SECTION 269ST: PENALTIES FOR CASH RECEIPTS
Moving on to Section 269ST of the Income Tax Act, this section imposes penalties on individuals who receive INR 2 lakh or more in cash within a specific year or transaction. It’s crucial to understand that this penalty does not apply to bank withdrawals. However, it’s important to note that TDS deductions are applicable to cash withdrawals that exceed the established limits.
SECTIONS 269SS AND 269T: REGULATIONS ON CASH LOANS
Sections 269SS and 269T of the Income Tax Act are relevant when it comes to cash loans. Accepting or repaying cash loans exceeding INR 20,000 in a given year may result in penalties equivalent to the amount of the cash loan.
BUSINESS CONTEXT: 44AD/44ADA
In a business context, deposits that align with the business turnover declared in the income tax return, particularly those under Sections 44AD/44ADA, are exempt from penalties.

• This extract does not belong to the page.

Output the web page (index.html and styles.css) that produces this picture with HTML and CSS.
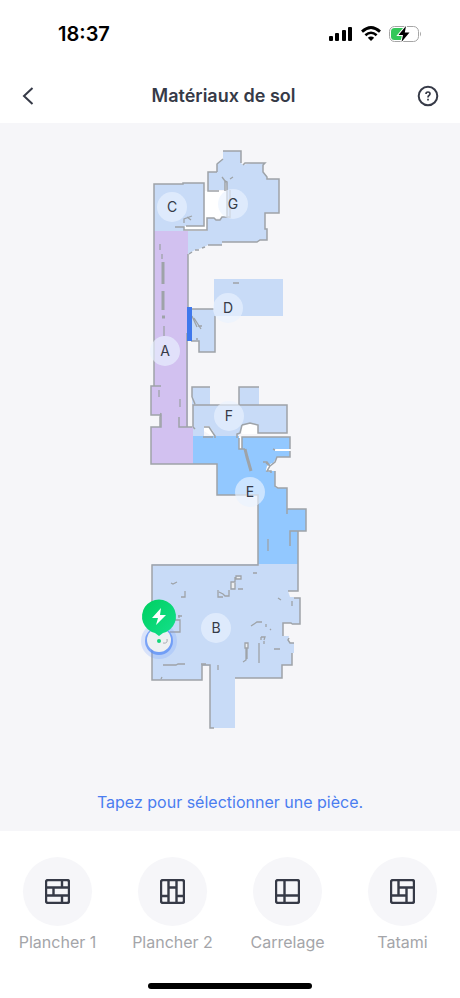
FILE: index.html
```
<!DOCTYPE html>
<html lang="fr">

<head>
    <meta charset="UTF-8">
    <meta name="viewport" content="width=device-width, initial-scale=1.0">
    <title>Matériaux de sol</title>
    <link rel="stylesheet" href="styles.css">
</head>

<body>
    <div class="status-bar">
        <span class="time">18:37</span>
        <div class="status-icons">
            <svg width="24" height="16" viewBox="0 0 24 16">
                <rect x="0" y="10" width="4" height="5" rx="1" />
                <rect x="6" y="7" width="4" height="8" rx="1" />
                <rect x="13" y="4" width="4" height="11" rx="1" />
                <rect x="19" y="1" width="4" height="14" rx="1" />
            </svg>
            <svg width="20" height="16" viewBox="0 0 20 16">
                <path d="M1 5.6 Q10 -2.6 19 5.6" fill="none" stroke="#000" stroke-width="2.8" />
                <path d="M4.4 9.3 Q10 4.2 15.6 9.3" fill="none" stroke="#000" stroke-width="2.6" />
                <path d="M6.8 11.8 Q10 9 13.2 11.8 L10 15 Z" />
            </svg>
            <svg width="33" height="16" viewBox="0 0 33 16">
                <rect x="0.5" y="0.5" width="29" height="15" rx="5" fill="none" stroke="#a5a5a5" />
                <path d="M5.5 2H14V14H5.5Q2 14 2 10.5V5.5Q2 2 5.5 2Z" fill="#34c759" />
                <path d="M31 5.5Q33 8 31 10.5Z" fill="#a5a5a5" />
                <path d="M17 0L9.5 9H14L12.5 16L20.5 6.5H15.8Z" stroke="#fff" stroke-width="2" paint-order="stroke" />
            </svg>
        </div>
    </div>

    <header>
        <button class="icon-btn" aria-label="Retour">
            <svg width="24" height="24" viewBox="0 0 24 24">
                <path d="M16.5 4L8 12L16.5 20" />
            </svg>
        </button>
        <h1>Matériaux de sol</h1>
        <button class="icon-btn" aria-label="Aide">
            <svg width="24" height="24" viewBox="0 0 24 24">
                <circle cx="12" cy="12" r="9.3" />
                <path d="M10 10Q10 8 12 8Q14 8 14 9.8Q14 10.8 13 11.4Q12 12 12 13.4M12 14.8V16.4" stroke-width="1.7" />
            </svg>
        </button>
    </header>

    <main>
        <svg class="map" viewBox="0 123 460 660">
            <defs>
                <linearGradient id="pin" x1="0" y1="0" x2="1" y2="1">
                    <stop offset="0" stop-color="#00cf60" />
                    <stop offset="1" stop-color="#14e08c" />
                </linearGradient>
            </defs>

            <!-- Gaps between rooms -->
            <path d="M205 191H229V218H207V230H184V226H205Z" fill="#fff" />

            <!-- Rooms -->
            <g class="room">
                <path d="M154 184H183V183H204V226H184V231H154Z" />
                <path d="M223 151H241V163L243 165L251 163H265L263 167V172L267 176V179H279V213H265V229H267V240H260L257 242H222V245H208L202 248L195 250L188 254V231H207V218H214L216 220H220L222 217H227V187L225 180V190H208V172H217V163L223 159Z" />
                <path d="M214 279H283V316H214Z" />
                <path d="M191 309H215V352H199V341H191Z" />
                <path d="M192 387H210V405H192Z" />
                <path d="M239 387H259V405H239Z" />
                <path d="M193 405H287V433H258V425L250 423L242 425L240 434L237 436H215L213 431L209 426H204V436H193Z" />
                <path d="M152 564H298V591H288L290 597H294V598H300V624H292V623H283V636H289L288 640L290 643H294V653H292V665H282V678H235V728H210V666H202V680H152Z" />
            </g>
            <path class="room-wood" d="M154 231H188V427H193V464H151V427H161V415H151V386H154Z" />
            <path class="room-selected" d="M193 436H239V449H242V437H290V449H275V451H290V457H277L273 463L268 466L266 471H275V487L278 488H287V509H306V531H298V564H258V495H217V464H193Z" />
            <path d="M275 449H290V451H275ZM239 437H241V448H239ZM204 428H209L214 435H210L204 431ZM267 466L272 463L269 472L266 470ZM242 426L250 424L258 426V434H242Z" fill="#fff" />

            <!-- Walls -->
            <g class="wall">
                <path d="M154 386V184H183V183H204V226H186M154 386H151V415H161V427H151V464H217V495H258V565H152V680H202V665H210V728H214" />
                <path d="M161 386H154M161 413L160 417V427M175 227H184V230H207V218H214L216 220H220L222 217H230" />
                <path d="M223 151H241V163M217 172V164L223 159M243 165L245 163H265L263 165V172L267 177V179H279V213H265V229H267V240H260L257 242H222M222 245H208M205 247L202 248M199 250H195M192 252L189 254" />
                <path d="M217 172H208V191H219M225 191V181L227 182V217" />
                <path class="thin" d="M230 190V218M222 177L225 181M230 179L233 177M184 223V219L192 216M187 217L191 220" />
                <path d="M188 254V308M187 333V427H179V417M187 427H192M191 309H214M215 316V352H199V341H191M197 340V338" />
                <path class="thin" d="M192 316L197 327M194 318L201 329M198 326H202" />
                <path d="M192 397V387H210M192 397L195 404M239 405V387H259M193 427V405H287V433H258V425L250 423L242 425M193 427L195 429M204 427H209L215 436V438M203 437H213" />
                <path d="M242 425L240 433L237 434V438M239 438V449H245M242 449V437H290V449M273 449L275 450M290 451V457H277L275 462L270 466L267 462H263M266 463L270 466L267 471H271V473M275 471V486L278 488H287V514M287 509H306V531H290V546M298 531V591H288" />
                <path d="M294 598H300V624H292M292 624L291 623H283V636M289 638L288 640L290 643H294M292 653V665H282V678H235" />
                <path class="dash" d="M245 449L247 457L251 471" />
                <path class="thin" d="M160 244V250M162 254V259M164 326V336M163 346V348M159 390V397M180 399V407M268 539V551M233 283H239" />
                <path class="dash" d="M163 262V284M163 291V310M162 317H165" />
            </g>
            <path d="M187 307H192V341H187Z" fill="#3f78ec" />

            <!-- Furniture -->
            <path d="M231 582H235V588H231ZM236 577H241V579H236ZM245 643H248V648H245Z" fill="#eceef0" />
            <g class="wall thin">
                <path d="M171 583L173 584L177 582M181 597H185V591M218 590V597H220M218 597H223M219 592L223 594L225 596H229V590" />
                <path d="M235 577V582H231V589H235V583M236 576H241V579H236ZM238 589H243M253 573H257" />
                <path d="M278 598L281 600M292 601V606M251 626L257 622H262M266 624V627M270 629L271 630M261 637V640M261 637H265L264 640" />
                <path d="M245 643H248V648H245ZM246 648V660L243 662M247 648V659M259 643V663M274 649H280M264 641V644M218 665V670" />
                <path d="M163 665H176L178 664H185M201 664H206M161 679L162 677M179 618V615M178 616H182M175 620H180V632H170" />
            </g>

            <!-- Room names -->
            <g class="label">
                <circle cx="172" cy="207" r="15" /><text x="172" y="212">C</text>
                <circle cx="233" cy="204" r="15" /><text x="233" y="209">G</text>
                <circle cx="228" cy="308" r="15" /><text x="228" y="313">D</text>
                <circle cx="165" cy="351" r="15" /><text x="165" y="356">A</text>
                <circle cx="229" cy="416" r="15" /><text x="229" y="421">F</text>
                <circle cx="250" cy="492" r="15" /><text x="250" y="497">E</text>
                <circle cx="216" cy="628" r="15" /><text x="216" y="633">B</text>
            </g>

            <!-- Robot on its dock -->
            <circle cx="159" cy="641" r="18" fill="#6c9dff" opacity="0.22" />
            <circle cx="159" cy="641" r="14" fill="#5b8df5" opacity="0.75" />
            <circle cx="159" cy="640" r="12" fill="#eef0f2" />
            <path d="M163 643Q168 644 167 639" fill="none" stroke="#aaaeb4" />
            <circle cx="159" cy="641" r="2" fill="#12d57a" />
            <path d="M159 636L155 633A17 17 0 1 1 163 633Z" fill="url(#pin)" />
            <path d="M161 608L152 618H158L156 625L166 615H160Z" fill="#fff" />
        </svg>
        <p class="hint">Tapez pour sélectionner une pièce.</p>
    </main>

    <footer>
        <div class="materials">
            <button class="material">
                <span class="circle">
                    <svg width="25" height="25" viewBox="0 0 25 25">
                        <rect x="1" y="1" width="23" height="23" rx="2" />
                        <path d="M1 8.5H24M1 16.5H24M17 1V8.5M8.5 8.5V16.5M17 16.5V24" />
                    </svg>
                </span>
                Plancher 1
            </button>
            <button class="material">
                <span class="circle">
                    <svg width="25" height="25" viewBox="0 0 25 25">
                        <rect x="1" y="1" width="23" height="23" rx="2" />
                        <path d="M8.5 1V24M16.5 1V24M1 17H8.5M8.5 8.5H16.5M16.5 17H24" />
                    </svg>
                </span>
                Plancher 2
            </button>
            <button class="material">
                <span class="circle">
                    <svg width="25" height="25" viewBox="0 0 25 25">
                        <rect x="1" y="1" width="23" height="23" rx="2" />
                        <path d="M9.5 1V24M1 16.5H24" />
                    </svg>
                </span>
                Carrelage
            </button>
            <button class="material">
                <span class="circle">
                    <svg width="25" height="25" viewBox="0 0 25 25">
                        <rect x="1" y="1" width="23" height="23" rx="2" />
                        <path d="M8.5 1V16.5M8.5 8.5H24M16.5 8.5V24M1 16.5H16.5" />
                    </svg>
                </span>
                Tatami
            </button>
        </div>
        <div class="home-bar"></div>
    </footer>
</body>

</html>
```
FILE: styles.css
```
body {
    font-family: Inter, 'Liberation Sans', sans-serif;
    background-color: #fff;
    color: #363a47;
    margin: 0;
    min-height: 100vh;
    display: flex;
    flex-direction: column;
}

button {
    font-family: inherit;
    background: none;
    border: none;
    padding: 0;
    cursor: pointer;
}

.status-bar {
    display: flex;
    justify-content: space-between;
    align-items: center;
    height: 68px;
    padding: 0 38px 0 58px;
}

.time {
    color: #000;
    font-size: 20px;
    font-weight: 600;
}

.status-icons {
    display: flex;
    align-items: center;
    gap: 8px;
}

header {
    display: flex;
    align-items: center;
    height: 55px;
    padding: 0 20px 0 16px;
}

h1 {
    flex: 1;
    font-size: 18px;
    font-weight: 600;
    text-align: center;
    margin: 0;
    padding-right: 9px;
}

.icon-btn {
    display: flex;
}

.icon-btn svg {
    fill: none;
    stroke: #363a47;
    stroke-width: 2;
}

main {
    flex: 1;
    background-color: #f6f6f9;
}

.map {
    display: block;
    width: 100%;
}

.room {
    fill: #c8dbf7;
}

.room-wood {
    fill: #d2c1f0;
}

.room-selected {
    fill: #92c8ff;
}

.wall {
    fill: none;
    stroke: #9ea3a8;
    stroke-width: 1.5;
}

.thin {
    stroke-width: 1.3;
}

.dash {
    stroke-width: 3;
}

.label circle {
    fill: #eaf2ff;
    fill-opacity: 0.65;
}

.label text {
    fill: #363a47;
    font-size: 14px;
    text-anchor: middle;
}

.hint {
    color: #4a7df0;
    font-size: 16px;
    line-height: 20px;
    text-align: center;
    margin: 0;
    padding: 9px 0 19px;
}

footer {
    padding: 26px 0 10px;
}

.materials {
    display: grid;
    grid-template-columns: repeat(4, 1fr);
}

.material {
    display: flex;
    flex-direction: column;
    align-items: center;
    gap: 6px;
    color: #a4a5a9;
    font-size: 16px;
    line-height: 20px;
}

.circle {
    display: flex;
    align-items: center;
    justify-content: center;
    width: 69px;
    height: 69px;
    border-radius: 50%;
    background-color: #f6f6f9;
}

.circle svg {
    fill: none;
    stroke: #363a47;
    stroke-width: 2.4;
}

.home-bar {
    width: 164px;
    height: 6px;
    margin: 31px auto 0;
    border-radius: 3px;
    background-color: #000;
}
```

However, deposits that are unrelated to business operations may draw the attention of the tax department.
UNVERIFIED INCOME SOURCES: SECTION 68
The Income Tax Department holds the authority to issue notices under Section 68 of the Income Tax Act when individuals cannot authenticate the source of their income. In cases where the income source remains unverified, a 60% tax, along with a 25% surcharge and a 4% cess, is imposed.

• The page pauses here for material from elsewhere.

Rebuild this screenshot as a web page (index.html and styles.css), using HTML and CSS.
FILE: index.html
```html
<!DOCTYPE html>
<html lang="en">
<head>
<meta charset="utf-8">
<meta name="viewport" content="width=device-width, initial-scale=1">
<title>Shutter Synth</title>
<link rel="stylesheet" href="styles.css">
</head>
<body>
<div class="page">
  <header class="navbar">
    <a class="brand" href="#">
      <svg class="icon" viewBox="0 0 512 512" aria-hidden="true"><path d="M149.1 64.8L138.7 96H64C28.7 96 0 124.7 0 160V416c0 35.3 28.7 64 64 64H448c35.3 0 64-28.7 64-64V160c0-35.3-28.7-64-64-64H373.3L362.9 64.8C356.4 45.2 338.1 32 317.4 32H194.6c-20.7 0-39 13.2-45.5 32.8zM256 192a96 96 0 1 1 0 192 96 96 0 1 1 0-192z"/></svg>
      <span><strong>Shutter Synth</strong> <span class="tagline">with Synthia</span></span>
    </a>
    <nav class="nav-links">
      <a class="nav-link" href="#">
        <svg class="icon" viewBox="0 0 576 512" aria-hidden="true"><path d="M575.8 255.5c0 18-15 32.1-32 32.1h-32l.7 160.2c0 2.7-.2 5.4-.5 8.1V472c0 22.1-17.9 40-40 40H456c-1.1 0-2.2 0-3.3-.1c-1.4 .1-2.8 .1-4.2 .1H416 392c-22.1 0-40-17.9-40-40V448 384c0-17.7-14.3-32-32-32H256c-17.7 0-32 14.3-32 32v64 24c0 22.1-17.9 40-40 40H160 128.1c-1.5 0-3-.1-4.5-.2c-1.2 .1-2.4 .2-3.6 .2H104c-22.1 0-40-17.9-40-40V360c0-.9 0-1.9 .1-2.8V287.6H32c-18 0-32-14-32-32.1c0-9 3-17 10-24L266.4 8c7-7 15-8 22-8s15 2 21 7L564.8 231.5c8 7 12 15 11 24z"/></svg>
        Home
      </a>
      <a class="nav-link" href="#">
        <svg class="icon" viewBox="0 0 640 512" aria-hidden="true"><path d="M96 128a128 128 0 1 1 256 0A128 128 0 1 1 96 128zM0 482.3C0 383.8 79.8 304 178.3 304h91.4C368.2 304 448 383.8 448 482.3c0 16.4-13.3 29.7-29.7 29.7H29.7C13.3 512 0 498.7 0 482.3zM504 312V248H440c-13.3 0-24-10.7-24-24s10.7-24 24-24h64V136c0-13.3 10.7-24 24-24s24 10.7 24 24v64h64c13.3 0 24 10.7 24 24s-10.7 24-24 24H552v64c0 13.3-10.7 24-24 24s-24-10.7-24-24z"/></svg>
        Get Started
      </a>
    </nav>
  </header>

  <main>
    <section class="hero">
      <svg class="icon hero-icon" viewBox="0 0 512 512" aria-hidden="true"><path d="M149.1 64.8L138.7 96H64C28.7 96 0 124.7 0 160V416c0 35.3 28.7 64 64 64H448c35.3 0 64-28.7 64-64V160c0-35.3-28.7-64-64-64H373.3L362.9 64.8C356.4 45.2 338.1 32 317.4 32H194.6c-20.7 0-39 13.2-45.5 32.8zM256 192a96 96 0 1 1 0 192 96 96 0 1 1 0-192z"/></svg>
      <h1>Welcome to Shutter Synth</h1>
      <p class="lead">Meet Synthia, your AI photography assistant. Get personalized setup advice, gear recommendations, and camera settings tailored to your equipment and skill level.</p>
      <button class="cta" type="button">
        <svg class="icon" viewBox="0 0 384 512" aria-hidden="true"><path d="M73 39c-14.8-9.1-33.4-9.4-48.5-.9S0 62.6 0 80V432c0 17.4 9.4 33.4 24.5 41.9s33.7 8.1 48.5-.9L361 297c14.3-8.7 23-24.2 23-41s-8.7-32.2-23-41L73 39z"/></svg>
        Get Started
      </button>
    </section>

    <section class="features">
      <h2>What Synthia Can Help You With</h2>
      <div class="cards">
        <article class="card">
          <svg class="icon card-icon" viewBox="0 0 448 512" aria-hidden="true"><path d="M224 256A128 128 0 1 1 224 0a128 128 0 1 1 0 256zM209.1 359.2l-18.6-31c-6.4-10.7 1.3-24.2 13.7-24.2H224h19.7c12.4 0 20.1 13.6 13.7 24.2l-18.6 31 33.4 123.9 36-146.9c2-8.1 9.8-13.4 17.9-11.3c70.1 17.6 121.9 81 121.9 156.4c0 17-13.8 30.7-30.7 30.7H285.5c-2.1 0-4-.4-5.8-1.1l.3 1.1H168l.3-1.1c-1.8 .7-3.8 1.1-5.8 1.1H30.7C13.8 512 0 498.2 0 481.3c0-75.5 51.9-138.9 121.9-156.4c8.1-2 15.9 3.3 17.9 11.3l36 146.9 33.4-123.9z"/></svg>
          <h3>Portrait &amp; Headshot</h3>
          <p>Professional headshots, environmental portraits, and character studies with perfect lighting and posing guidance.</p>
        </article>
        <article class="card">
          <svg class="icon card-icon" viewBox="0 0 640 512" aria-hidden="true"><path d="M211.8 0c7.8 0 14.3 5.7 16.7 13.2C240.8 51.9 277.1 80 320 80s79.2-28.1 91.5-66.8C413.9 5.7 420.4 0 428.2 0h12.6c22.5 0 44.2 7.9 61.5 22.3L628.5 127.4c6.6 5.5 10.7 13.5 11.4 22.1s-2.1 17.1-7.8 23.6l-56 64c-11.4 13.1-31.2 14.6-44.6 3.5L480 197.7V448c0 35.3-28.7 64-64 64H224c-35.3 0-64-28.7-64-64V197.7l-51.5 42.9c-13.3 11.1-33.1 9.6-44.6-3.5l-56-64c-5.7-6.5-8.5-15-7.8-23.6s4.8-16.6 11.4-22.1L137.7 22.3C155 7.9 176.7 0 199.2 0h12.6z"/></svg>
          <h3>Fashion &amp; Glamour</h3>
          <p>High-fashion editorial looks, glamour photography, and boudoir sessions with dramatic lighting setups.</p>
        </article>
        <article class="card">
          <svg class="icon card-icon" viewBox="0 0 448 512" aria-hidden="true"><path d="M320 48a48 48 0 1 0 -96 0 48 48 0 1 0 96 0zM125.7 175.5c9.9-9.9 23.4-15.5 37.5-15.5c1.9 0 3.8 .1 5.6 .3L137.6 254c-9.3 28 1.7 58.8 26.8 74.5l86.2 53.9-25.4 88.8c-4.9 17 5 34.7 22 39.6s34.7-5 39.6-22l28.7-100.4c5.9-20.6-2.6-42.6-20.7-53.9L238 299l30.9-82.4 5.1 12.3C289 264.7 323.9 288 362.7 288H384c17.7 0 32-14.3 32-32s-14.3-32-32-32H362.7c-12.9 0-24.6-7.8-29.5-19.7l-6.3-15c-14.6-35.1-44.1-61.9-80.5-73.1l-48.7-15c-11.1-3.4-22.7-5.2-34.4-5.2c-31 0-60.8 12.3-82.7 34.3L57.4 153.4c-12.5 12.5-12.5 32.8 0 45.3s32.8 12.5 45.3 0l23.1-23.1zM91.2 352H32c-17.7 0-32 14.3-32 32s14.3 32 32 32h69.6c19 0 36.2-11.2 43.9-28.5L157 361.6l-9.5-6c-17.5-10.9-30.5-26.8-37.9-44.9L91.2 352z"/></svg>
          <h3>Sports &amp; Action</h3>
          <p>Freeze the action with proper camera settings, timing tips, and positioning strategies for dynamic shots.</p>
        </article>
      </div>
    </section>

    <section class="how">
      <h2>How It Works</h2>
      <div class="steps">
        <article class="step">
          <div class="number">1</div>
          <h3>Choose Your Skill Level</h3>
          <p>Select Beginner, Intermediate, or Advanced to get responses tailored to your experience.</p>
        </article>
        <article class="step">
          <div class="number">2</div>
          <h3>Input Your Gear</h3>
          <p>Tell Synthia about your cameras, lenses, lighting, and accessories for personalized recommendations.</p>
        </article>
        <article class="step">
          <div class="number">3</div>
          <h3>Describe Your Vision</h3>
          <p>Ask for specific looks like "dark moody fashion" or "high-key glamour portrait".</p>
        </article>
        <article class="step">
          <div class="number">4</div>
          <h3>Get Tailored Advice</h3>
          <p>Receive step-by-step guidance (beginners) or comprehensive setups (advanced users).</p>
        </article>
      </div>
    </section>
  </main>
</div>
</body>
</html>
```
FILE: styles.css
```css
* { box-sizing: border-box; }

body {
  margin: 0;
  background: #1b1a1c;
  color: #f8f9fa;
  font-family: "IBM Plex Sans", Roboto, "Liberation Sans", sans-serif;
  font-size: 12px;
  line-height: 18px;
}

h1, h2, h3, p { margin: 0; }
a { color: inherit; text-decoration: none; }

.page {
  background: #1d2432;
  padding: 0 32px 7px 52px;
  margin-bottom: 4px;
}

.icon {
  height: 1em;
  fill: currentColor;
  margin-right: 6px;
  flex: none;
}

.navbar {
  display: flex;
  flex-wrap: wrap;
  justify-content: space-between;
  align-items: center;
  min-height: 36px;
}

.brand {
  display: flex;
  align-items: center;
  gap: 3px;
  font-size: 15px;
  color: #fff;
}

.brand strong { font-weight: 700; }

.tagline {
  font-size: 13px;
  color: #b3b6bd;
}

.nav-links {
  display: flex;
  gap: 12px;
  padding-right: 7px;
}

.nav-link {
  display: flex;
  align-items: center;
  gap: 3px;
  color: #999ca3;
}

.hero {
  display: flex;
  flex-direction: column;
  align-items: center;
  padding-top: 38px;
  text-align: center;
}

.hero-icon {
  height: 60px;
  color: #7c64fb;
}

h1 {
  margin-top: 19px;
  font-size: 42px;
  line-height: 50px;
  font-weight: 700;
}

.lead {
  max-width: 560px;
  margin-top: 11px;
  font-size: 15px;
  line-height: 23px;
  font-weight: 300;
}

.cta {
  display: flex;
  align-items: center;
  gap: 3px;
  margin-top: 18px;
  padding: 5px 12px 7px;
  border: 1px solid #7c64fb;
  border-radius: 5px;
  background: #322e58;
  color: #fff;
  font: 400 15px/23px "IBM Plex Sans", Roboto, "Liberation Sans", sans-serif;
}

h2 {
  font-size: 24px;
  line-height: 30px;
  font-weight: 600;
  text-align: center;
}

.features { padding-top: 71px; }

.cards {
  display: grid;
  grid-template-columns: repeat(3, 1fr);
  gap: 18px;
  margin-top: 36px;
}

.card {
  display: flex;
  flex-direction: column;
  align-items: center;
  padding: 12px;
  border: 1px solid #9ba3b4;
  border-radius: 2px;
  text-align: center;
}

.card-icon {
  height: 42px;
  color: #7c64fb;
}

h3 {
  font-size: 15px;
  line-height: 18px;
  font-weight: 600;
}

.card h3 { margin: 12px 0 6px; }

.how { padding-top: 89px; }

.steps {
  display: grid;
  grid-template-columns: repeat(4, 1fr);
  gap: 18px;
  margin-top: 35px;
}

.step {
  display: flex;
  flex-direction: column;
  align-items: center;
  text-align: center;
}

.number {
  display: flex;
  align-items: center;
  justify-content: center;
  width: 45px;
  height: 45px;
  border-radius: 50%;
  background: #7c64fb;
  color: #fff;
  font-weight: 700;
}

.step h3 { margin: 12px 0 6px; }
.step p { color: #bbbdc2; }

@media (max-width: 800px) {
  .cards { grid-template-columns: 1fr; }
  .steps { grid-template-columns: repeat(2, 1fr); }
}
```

STAYING INFORMED: COMPLIANCE WITH INCOME TAX REGULATIONS
To ensure compliance and proper handling of cash transactions within the framework of the law, it’s essential to stay updated with the latest income tax regulations and guidelines. Being aware of these rules will help individuals and businesses navigate the intricacies of cash deposits, withdrawals, and transactions while avoiding penalties and legal issues.
CONCLUSION
Significant deposits and withdrawals can lead to penalties and legal notices from the income tax department. Consequently, it is increasingly imperative to embrace digital banking for smooth and hassle free transactions. Online savings account opening not only offers convenience but also comes with fewer limitations, rendering financial transactions more efficient and in harmony with the law.